People Don’t Like Creativity? Tell Me About It!

I was interested to learn, via @martinertl, of an article on Slate.com by Jessica Olien (@jessicaolien) entitled Inside the Box: People Actually Don’t Like Creativity (here). I recommend that you read the entire article, but here are some bits that caught my eye and seemed relevant to what I’m trying to do:

This is the thing about creativity that is rarely acknowledged: Most people don’t actually like it. Studies confirm what many creative people have suspected all along: People are biased against creative thinking, despite all of their insistence otherwise.

[Barry Staw, a researcher at the University of California–Berkeley business school,] says most people are risk-averse. He refers to them as satisfiers. “As much as we celebrate independence in Western cultures, there is an awful lot of pressure to conform,” he says. Satisfiers avoid stirring things up, even if it means forsaking the truth or rejecting a good idea.

Most people agree that what distinguishes those who become famously creative is their resilience. While creativity at times is very rewarding, it is not about happiness. Staw says a successful creative person is someone “who can survive conformity pressures and be impervious to social pressure.”

Now some of you are saying to yourselves, What a egomaniac! What a cry-baby! I’m willing to cop to a healthy self-regard, but otherwise I do think this article applies to what I do. I’m making good progress, but I still encounter plenty of resistance, and I see no basis for thinking that it has anything to do with shortcomings in what I have to offer.

Of course, there’s nothing I can do about this other than persevere, and I accept that with equanimity. But I thought it worth identifying the dynamic involved.

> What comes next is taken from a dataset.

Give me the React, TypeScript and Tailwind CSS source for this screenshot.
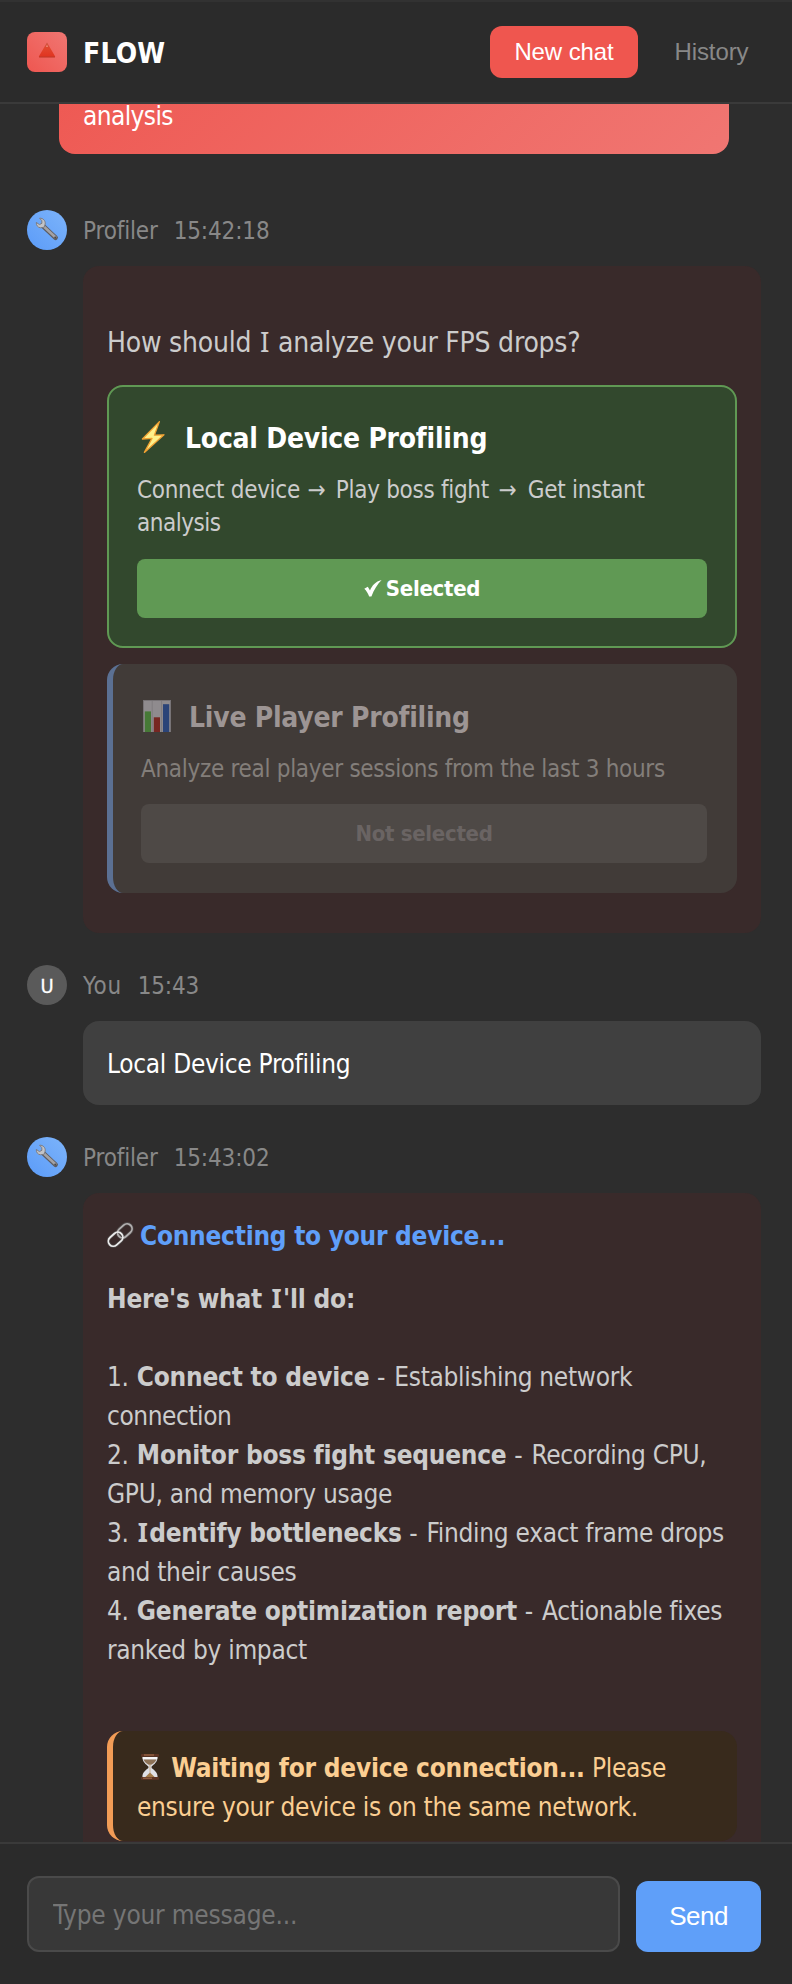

Posted in Process | 3 Comments

  • Isaiah Cooper

    As a business attorney who comes from a creative background (as a professional trombonist and composer) I would have to agree. I stress my ability to be able to approach problems creatively in my marketing. However, in light of this article, I wonder if that is actually a good approach . . . .

    • AWrightBurkeMPhil

      Two adages come to mind: Don Aslett’s “Creativity is Productivity” and Madison Avenue’s “If it doesn’t sell toothpaste, it’s not creative.”

      Persuasion in all its forms is one of the magic arts. If you are good, you can sell Novelty as Tradition. I saw the young Stacy Keach play Falstaff. A thin man can play a fat man if he’s a good actor. A great actor can play two roles at the same time: a drunk and a tall, invisible rabbit named Harvey: “As you can see, Harvey’s a pooka.”

      If Ken were even more of a magician than he is, he’d have Big Law convinced by now that overhauling contract language is as traditional as a harvest festival.

      • http://www.adamsdrafting.com/ Ken Adams

        “Creativity” is a slippery word. Use of “creative” in the advertising industry is very different from the usual sense of the word.

        And more generally, I’m aware that “People be hatin on creativity!” could become a convenient excuse for all sorts of no-hopers.